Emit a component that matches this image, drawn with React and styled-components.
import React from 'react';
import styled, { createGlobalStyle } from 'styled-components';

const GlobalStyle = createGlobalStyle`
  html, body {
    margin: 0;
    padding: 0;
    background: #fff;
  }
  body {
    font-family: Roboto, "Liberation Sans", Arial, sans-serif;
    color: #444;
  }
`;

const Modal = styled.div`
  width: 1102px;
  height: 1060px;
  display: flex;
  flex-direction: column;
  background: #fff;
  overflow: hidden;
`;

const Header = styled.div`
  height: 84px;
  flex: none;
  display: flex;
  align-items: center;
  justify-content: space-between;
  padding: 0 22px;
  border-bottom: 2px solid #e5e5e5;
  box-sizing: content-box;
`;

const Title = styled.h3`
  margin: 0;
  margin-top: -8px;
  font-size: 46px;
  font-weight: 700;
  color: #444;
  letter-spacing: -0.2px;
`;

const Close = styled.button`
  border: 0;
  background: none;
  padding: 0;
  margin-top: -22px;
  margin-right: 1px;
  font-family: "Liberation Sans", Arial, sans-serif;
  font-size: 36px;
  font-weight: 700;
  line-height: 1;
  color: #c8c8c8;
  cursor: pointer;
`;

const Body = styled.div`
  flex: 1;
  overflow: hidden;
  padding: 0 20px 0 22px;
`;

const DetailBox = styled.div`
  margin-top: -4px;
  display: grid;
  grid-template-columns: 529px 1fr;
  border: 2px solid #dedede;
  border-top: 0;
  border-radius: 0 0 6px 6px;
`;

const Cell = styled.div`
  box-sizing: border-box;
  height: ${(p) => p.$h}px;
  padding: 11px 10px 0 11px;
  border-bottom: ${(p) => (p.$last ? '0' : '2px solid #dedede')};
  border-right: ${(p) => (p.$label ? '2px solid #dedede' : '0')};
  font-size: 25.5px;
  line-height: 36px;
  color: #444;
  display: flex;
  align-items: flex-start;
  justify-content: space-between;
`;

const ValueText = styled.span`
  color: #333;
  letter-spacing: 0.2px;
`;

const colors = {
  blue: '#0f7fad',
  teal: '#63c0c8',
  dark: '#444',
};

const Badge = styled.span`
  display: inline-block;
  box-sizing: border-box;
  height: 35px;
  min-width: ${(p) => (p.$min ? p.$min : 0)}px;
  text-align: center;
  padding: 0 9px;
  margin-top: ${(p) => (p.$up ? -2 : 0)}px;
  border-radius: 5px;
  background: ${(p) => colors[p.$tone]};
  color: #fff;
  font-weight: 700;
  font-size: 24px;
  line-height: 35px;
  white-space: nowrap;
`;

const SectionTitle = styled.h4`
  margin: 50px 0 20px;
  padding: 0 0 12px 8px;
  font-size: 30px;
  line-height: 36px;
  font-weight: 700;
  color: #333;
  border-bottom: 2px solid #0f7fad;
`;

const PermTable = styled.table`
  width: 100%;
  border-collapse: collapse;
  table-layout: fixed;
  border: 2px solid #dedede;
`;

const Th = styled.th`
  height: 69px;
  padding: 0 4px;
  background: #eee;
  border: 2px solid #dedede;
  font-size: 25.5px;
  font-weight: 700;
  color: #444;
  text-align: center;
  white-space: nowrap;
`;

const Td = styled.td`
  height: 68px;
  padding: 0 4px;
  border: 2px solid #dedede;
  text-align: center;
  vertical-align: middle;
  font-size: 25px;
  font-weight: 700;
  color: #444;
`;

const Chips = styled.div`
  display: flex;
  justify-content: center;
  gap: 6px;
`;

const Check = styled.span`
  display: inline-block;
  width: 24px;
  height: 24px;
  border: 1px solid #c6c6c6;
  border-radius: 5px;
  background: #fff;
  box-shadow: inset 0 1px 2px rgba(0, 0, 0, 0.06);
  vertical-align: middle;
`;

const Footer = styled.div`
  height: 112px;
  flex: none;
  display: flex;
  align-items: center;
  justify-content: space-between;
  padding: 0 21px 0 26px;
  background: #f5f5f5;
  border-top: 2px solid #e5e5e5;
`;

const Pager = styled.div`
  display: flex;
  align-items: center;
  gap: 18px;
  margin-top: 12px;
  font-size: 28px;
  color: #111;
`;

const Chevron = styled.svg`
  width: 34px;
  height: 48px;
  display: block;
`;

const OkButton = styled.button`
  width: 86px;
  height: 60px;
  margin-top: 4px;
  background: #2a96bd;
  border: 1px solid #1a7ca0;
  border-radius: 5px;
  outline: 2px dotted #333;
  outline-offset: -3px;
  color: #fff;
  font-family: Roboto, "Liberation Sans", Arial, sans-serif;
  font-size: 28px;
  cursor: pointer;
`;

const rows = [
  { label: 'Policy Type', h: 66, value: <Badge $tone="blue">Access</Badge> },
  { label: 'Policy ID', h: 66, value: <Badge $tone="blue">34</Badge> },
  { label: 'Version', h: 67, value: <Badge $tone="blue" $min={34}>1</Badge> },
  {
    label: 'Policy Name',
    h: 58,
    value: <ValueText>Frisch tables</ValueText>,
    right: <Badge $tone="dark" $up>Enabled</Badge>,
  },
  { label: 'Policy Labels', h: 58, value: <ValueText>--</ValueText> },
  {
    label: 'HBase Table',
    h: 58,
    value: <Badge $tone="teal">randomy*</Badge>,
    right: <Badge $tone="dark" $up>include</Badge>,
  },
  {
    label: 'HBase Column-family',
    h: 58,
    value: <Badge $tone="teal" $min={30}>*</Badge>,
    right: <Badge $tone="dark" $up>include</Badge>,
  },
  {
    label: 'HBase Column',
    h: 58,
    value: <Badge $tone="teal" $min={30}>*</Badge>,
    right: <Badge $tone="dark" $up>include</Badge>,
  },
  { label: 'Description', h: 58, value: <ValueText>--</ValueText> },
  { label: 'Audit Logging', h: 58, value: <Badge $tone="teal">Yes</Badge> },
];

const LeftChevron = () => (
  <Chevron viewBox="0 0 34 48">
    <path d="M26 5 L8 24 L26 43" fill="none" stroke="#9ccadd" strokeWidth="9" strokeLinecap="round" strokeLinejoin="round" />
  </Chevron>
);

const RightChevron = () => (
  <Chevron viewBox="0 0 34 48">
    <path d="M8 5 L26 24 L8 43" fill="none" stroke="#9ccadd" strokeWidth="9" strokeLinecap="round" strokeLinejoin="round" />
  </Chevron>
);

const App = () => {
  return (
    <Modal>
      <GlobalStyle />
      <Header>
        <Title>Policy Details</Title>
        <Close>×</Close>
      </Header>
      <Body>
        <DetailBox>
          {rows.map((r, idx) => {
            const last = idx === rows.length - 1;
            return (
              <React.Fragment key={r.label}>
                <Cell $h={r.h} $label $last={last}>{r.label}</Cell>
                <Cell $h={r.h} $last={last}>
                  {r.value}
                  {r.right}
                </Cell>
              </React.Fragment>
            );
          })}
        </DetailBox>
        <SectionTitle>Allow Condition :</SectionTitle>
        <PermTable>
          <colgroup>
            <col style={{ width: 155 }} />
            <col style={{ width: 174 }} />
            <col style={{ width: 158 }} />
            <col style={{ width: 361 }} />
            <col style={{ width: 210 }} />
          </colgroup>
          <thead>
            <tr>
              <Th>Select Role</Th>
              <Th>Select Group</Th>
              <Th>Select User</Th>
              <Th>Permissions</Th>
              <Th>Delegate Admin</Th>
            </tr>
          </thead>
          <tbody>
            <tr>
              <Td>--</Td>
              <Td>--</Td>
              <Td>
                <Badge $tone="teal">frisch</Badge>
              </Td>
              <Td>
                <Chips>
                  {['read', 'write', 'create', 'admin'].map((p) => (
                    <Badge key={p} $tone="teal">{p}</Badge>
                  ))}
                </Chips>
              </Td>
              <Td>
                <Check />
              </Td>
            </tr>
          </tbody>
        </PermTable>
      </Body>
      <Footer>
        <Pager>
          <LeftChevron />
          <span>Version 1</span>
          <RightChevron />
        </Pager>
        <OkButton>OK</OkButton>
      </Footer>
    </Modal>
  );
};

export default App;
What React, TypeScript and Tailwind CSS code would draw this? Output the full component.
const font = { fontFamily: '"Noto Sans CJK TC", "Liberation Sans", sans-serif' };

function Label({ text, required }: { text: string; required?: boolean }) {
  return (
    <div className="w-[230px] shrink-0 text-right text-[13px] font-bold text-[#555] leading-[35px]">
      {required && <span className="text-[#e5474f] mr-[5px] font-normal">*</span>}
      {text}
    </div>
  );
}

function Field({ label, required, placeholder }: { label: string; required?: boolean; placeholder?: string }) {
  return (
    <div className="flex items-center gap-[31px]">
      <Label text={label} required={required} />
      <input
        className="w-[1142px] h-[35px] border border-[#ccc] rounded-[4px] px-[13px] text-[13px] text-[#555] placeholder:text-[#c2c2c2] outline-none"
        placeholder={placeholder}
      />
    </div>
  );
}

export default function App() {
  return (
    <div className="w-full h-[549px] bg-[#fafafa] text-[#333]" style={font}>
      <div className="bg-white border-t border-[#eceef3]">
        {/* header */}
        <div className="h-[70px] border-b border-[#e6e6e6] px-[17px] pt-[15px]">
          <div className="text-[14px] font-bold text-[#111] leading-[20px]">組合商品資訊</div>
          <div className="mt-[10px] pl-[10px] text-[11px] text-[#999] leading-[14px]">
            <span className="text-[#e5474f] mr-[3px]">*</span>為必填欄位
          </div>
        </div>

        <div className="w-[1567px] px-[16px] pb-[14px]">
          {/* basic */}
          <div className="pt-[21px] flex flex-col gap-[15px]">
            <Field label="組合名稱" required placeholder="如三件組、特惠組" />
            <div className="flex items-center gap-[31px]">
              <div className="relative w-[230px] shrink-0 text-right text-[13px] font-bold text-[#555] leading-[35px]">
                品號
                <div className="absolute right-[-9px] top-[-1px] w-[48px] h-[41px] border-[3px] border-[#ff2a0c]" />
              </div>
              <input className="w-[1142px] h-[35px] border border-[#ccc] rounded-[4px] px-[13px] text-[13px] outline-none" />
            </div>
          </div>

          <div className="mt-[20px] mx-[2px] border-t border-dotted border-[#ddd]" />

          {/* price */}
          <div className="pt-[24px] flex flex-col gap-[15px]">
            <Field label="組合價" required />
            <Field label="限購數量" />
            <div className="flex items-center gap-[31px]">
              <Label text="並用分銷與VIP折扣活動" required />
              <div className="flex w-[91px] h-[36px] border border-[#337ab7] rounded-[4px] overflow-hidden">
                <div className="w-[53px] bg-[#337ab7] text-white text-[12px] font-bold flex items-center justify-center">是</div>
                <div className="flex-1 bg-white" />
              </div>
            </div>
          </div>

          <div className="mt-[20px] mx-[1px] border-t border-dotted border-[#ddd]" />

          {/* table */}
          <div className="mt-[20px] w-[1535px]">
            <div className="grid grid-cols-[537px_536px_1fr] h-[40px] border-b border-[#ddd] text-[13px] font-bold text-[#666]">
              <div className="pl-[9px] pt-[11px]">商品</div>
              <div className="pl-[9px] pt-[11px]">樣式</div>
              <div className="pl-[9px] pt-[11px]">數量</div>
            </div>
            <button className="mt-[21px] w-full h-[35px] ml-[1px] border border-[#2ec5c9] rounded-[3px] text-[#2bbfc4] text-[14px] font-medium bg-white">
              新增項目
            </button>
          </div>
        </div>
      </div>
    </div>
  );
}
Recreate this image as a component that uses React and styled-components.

* * * * * * *

What you are asked to do:
Where a line holds "that", copy it out.

Solution to this exercise:
Emit a component that matches this image, drawn with React and styled-components.
Recreate this image as a component that uses React and styled-components.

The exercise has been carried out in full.